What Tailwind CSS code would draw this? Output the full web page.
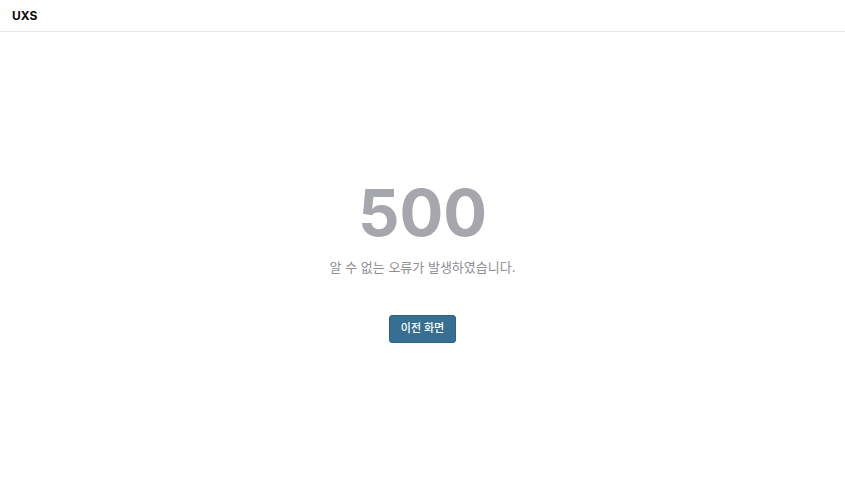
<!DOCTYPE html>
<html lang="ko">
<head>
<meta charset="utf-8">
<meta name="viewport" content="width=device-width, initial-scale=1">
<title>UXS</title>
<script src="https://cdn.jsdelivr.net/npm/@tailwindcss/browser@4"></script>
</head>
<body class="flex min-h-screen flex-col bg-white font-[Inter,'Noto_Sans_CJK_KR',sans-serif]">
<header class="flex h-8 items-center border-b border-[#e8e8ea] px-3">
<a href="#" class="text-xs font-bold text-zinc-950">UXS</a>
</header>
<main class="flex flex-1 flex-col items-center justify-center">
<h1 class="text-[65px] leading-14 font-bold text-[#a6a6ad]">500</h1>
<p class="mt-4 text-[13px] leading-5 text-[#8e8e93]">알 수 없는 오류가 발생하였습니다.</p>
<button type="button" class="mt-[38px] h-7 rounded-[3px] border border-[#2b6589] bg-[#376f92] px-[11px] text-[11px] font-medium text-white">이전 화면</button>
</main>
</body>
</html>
--
Written instruction:
Make an exact copy of the data, leaving its pictures out.

Expected answer:
What Tailwind CSS code would draw this? Output the full web page.
<!DOCTYPE html>
<html lang="ko">
<head>
<meta charset="utf-8">
<meta name="viewport" content="width=device-width, initial-scale=1">
<title>UXS</title>
<script src="https://cdn.jsdelivr.net/npm/@tailwindcss/browser@4"></script>
</head>
<body class="flex min-h-screen flex-col bg-white font-[Inter,'Noto_Sans_CJK_KR',sans-serif]">
<header class="flex h-8 items-center border-b border-[#e8e8ea] px-3">
<a href="#" class="text-xs font-bold text-zinc-950">UXS</a>
</header>
<main class="flex flex-1 flex-col items-center justify-center">
<h1 class="text-[65px] leading-14 font-bold text-[#a6a6ad]">500</h1>
<p class="mt-4 text-[13px] leading-5 text-[#8e8e93]">알 수 없는 오류가 발생하였습니다.</p>
<button type="button" class="mt-[38px] h-7 rounded-[3px] border border-[#2b6589] bg-[#376f92] px-[11px] text-[11px] font-medium text-white">이전 화면</button>
</main>
</body>
</html>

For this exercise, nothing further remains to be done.